** START **
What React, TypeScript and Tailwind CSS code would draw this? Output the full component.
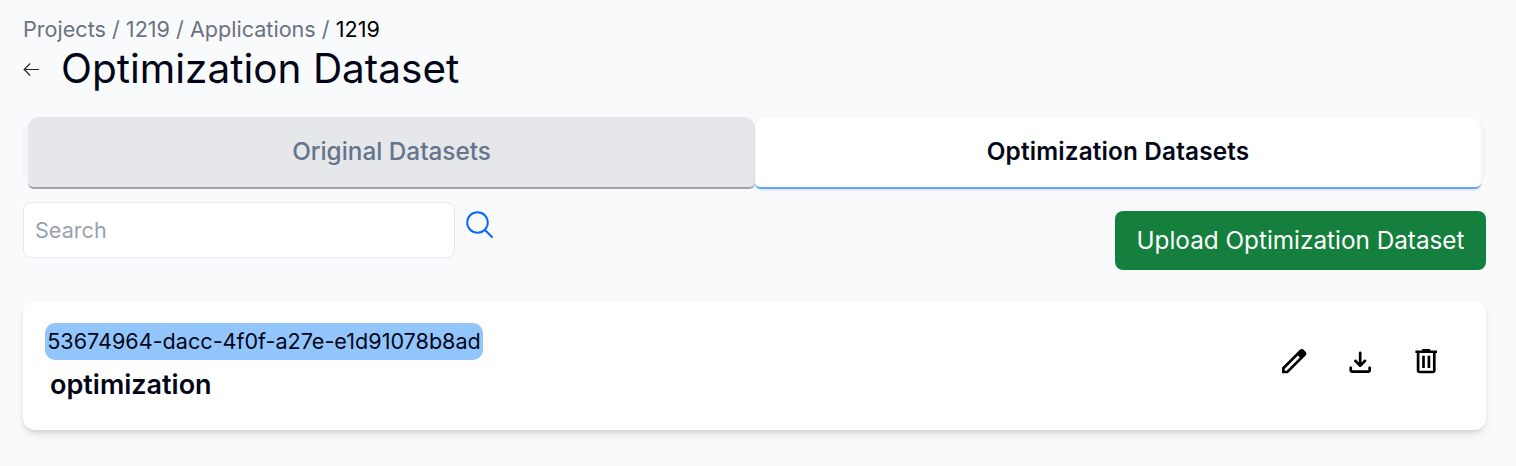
import React from "react";

function Header() {
  return (
    <header>
      <nav className="flex h-[27px] items-center whitespace-pre text-[21.6px] leading-[27px] text-gray-500">
        <span>Projects / 1219 / Applications / </span>
        <span className="text-black">1219</span>
      </nav>
      <div className="flex h-[52px] items-center">
        <svg className="mr-[21px] h-[17px] w-[17px]" viewBox="0 0 17 17" fill="none" stroke="#27272a" strokeWidth="1.2">
          <path d="M16 8.500H1.200M7.200 2.500L1.200 8.500L7.200 14.500" />
        </svg>
        <h1 className="text-[40.5px] leading-[48px] text-[#020617]">Optimization Dataset</h1>
      </div>
    </header>
  );
}

function Tabs() {
  return (
    <div className="mt-[22px] flex h-[78px]">
      <div className="mt-[9px] h-[53px] w-[5px] rounded-l-[5px] bg-[#f1f5f9]" />
      <button className="h-[72px] w-[727px] rounded-t-[11px] rounded-b-[6px] border-b-2 border-[#9ca3af] bg-[#e5e7eb] pb-px text-[24.3px] font-medium text-[#64748b]">
        Original Datasets
      </button>
      <button className="h-[72px] w-[726px] rounded-t-[11px] rounded-b-[6px] border-b-2 border-[#60a5fa] bg-white pb-px text-[24.3px] font-semibold tracking-[0.17px] text-[#020617] shadow-sm">
        Optimization Datasets
      </button>
      <div className="mt-[9px] h-[53px] w-[5px] rounded-r-[5px] bg-[#f1f5f9]" />
    </div>
  );
}

function Actions() {
  return (
    <div className="ml-auto mr-[44px] flex items-center gap-[33.3px] pb-2">
      <svg className="h-[32.4px] w-[32.4px]" viewBox="0 -960 960 960">
        <path d="M200-200h57l391-391-57-57-391 391v57Zm-80 80v-170l528-527q12-11 26.500-17t30.500-6q16 0 31 6t26 18l55 56q12 11 17.500 26t5.500 30q0 16-5.500 30.500T817-647L290-120H120Z" />
      </svg>
      <svg className="mt-px h-[32.4px] w-[32.4px]" viewBox="0 -960 960 960">
        <path d="M480-337q-8 0-15-2.500t-13-8.500L308-492q-12-12-11.500-28t11.500-28q12-12 28.500-12.500T365-549l75 75v-286q0-17 11.500-28.500T480-800q17 0 28.500 11.500T520-760v286l75-75q12-12 28.500-11.500T652-548q11 12 11.500 28T652-492L508-348q-6 6-13 8.500t-15 2.500ZM240-160q-33 0-56.500-23.500T160-240v-80q0-17 11.500-28.500T200-360q17 0 28.500 11.500T240-320v80h480v-80q0-17 11.500-28.500T760-360q17 0 28.500 11.500T800-320v80q0 33-23.500 56.500T720-160H240Z" />
      </svg>
      <svg className="h-[32.4px] w-[32.4px]" viewBox="0 -960 960 960">
        <path d="M280-120q-33 0-56.500-23.500T200-200v-520h-40v-80h200v-40h240v40h200v80h-40v520q0 33-23.500 56.500T680-120H280Zm400-600H280v520h400v-520ZM360-280h80v-360h-80v360Zm160 0h80v-360h-80v360Z" />
      </svg>
    </div>
  );
}

export default function App() {
  return (
    <main className="h-[466px] overflow-hidden bg-[#f9fafb] pl-[23px] pr-[30px] pt-4 font-['Inter',sans-serif]">
      <Header />
      <Tabs />
      <div className="mt-[7px] flex h-[68px] items-start">
        <input
          placeholder="Search"
          className="h-14 w-[432px] rounded-lg border border-[#e2e8f0] bg-white px-[11px] text-[21.6px] placeholder:text-gray-400"
        />
        <svg className="ml-[11px] mt-[9px] h-[27px] w-[27px]" viewBox="0 0 27 27" fill="none" stroke="#0866ff" strokeWidth="1.9" strokeLinecap="round">
          <circle cx="11.500" cy="11.500" r="10.300" />
          <path d="M19 19L26 26" />
        </svg>
        <button className="ml-auto mt-[9px] h-[59px] w-[371px] rounded-lg bg-[#15803d] text-[24.3px] text-white">
          Upload Optimization Dataset
        </button>
      </div>
      <section className="mt-[31px] flex h-[129px] rounded-xl bg-white shadow-[0_5px_8px_-1px_rgba(0,0,0,0.1),0_3px_5px_-2px_rgba(0,0,0,0.1)]">
        <div className="pl-[22px] pt-[22px]">
          <div className="flex h-[37px] w-[438px] items-center justify-center whitespace-nowrap rounded-[10px] bg-[#93c5fd] text-[21.6px] text-[#020617]">
            53674964-dacc-4f0f-a27e-e1d91078b8ad
          </div>
          <h2 className="mt-[7px] pl-[5px] text-[27px] font-semibold leading-9 text-[#020617]">optimization</h2>
        </div>
        <Actions />
      </section>
    </main>
  );
}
** END **
# What is asked:
Reproduce the listing exactly. Leave its pictures out.

# Output below:
What React, TypeScript and Tailwind CSS code would draw this? Output the full component.
import React from "react";

function Header() {
  return (
    <header>
      <nav className="flex h-[27px] items-center whitespace-pre text-[21.6px] leading-[27px] text-gray-500">
        <span>Projects / 1219 / Applications / </span>
        <span className="text-black">1219</span>
      </nav>
      <div className="flex h-[52px] items-center">
        <svg className="mr-[21px] h-[17px] w-[17px]" viewBox="0 0 17 17" fill="none" stroke="#27272a" strokeWidth="1.2">
          <path d="M16 8.500H1.200M7.200 2.500L1.200 8.500L7.200 14.500" />
        </svg>
        <h1 className="text-[40.5px] leading-[48px] text-[#020617]">Optimization Dataset</h1>
      </div>
    </header>
  );
}

function Tabs() {
  return (
    <div className="mt-[22px] flex h-[78px]">
      <div className="mt-[9px] h-[53px] w-[5px] rounded-l-[5px] bg-[#f1f5f9]" />
      <button className="h-[72px] w-[727px] rounded-t-[11px] rounded-b-[6px] border-b-2 border-[#9ca3af] bg-[#e5e7eb] pb-px text-[24.3px] font-medium text-[#64748b]">
        Original Datasets
      </button>
      <button className="h-[72px] w-[726px] rounded-t-[11px] rounded-b-[6px] border-b-2 border-[#60a5fa] bg-white pb-px text-[24.3px] font-semibold tracking-[0.17px] text-[#020617] shadow-sm">
        Optimization Datasets
      </button>
      <div className="mt-[9px] h-[53px] w-[5px] rounded-r-[5px] bg-[#f1f5f9]" />
    </div>
  );
}

function Actions() {
  return (
    <div className="ml-auto mr-[44px] flex items-center gap-[33.3px] pb-2">
      <svg className="h-[32.4px] w-[32.4px]" viewBox="0 -960 960 960">
        <path d="M200-200h57l391-391-57-57-391 391v57Zm-80 80v-170l528-527q12-11 26.500-17t30.500-6q16 0 31 6t26 18l55 56q12 11 17.500 26t5.500 30q0 16-5.500 30.500T817-647L290-120H120Z" />
      </svg>
      <svg className="mt-px h-[32.4px] w-[32.4px]" viewBox="0 -960 960 960">
        <path d="M480-337q-8 0-15-2.500t-13-8.500L308-492q-12-12-11.500-28t11.500-28q12-12 28.500-12.500T365-549l75 75v-286q0-17 11.500-28.500T480-800q17 0 28.500 11.500T520-760v286l75-75q12-12 28.500-11.500T652-548q11 12 11.500 28T652-492L508-348q-6 6-13 8.500t-15 2.500ZM240-160q-33 0-56.500-23.500T160-240v-80q0-17 11.500-28.500T200-360q17 0 28.500 11.500T240-320v80h480v-80q0-17 11.500-28.500T760-360q17 0 28.500 11.500T800-320v80q0 33-23.500 56.500T720-160H240Z" />
      </svg>
      <svg className="h-[32.4px] w-[32.4px]" viewBox="0 -960 960 960">
        <path d="M280-120q-33 0-56.500-23.500T200-200v-520h-40v-80h200v-40h240v40h200v80h-40v520q0 33-23.500 56.500T680-120H280Zm400-600H280v520h400v-520ZM360-280h80v-360h-80v360Zm160 0h80v-360h-80v360Z" />
      </svg>
    </div>
  );
}

export default function App() {
  return (
    <main className="h-[466px] overflow-hidden bg-[#f9fafb] pl-[23px] pr-[30px] pt-4 font-['Inter',sans-serif]">
      <Header />
      <Tabs />
      <div className="mt-[7px] flex h-[68px] items-start">
        <input
          placeholder="Search"
          className="h-14 w-[432px] rounded-lg border border-[#e2e8f0] bg-white px-[11px] text-[21.6px] placeholder:text-gray-400"
        />
        <svg className="ml-[11px] mt-[9px] h-[27px] w-[27px]" viewBox="0 0 27 27" fill="none" stroke="#0866ff" strokeWidth="1.9" strokeLinecap="round">
          <circle cx="11.500" cy="11.500" r="10.300" />
          <path d="M19 19L26 26" />
        </svg>
        <button className="ml-auto mt-[9px] h-[59px] w-[371px] rounded-lg bg-[#15803d] text-[24.3px] text-white">
          Upload Optimization Dataset
        </button>
      </div>
      <section className="mt-[31px] flex h-[129px] rounded-xl bg-white shadow-[0_5px_8px_-1px_rgba(0,0,0,0.1),0_3px_5px_-2px_rgba(0,0,0,0.1)]">
        <div className="pl-[22px] pt-[22px]">
          <div className="flex h-[37px] w-[438px] items-center justify-center whitespace-nowrap rounded-[10px] bg-[#93c5fd] text-[21.6px] text-[#020617]">
            53674964-dacc-4f0f-a27e-e1d91078b8ad
          </div>
          <h2 className="mt-[7px] pl-[5px] text-[27px] font-semibold leading-9 text-[#020617]">optimization</h2>
        </div>
        <Actions />
      </section>
    </main>
  );
}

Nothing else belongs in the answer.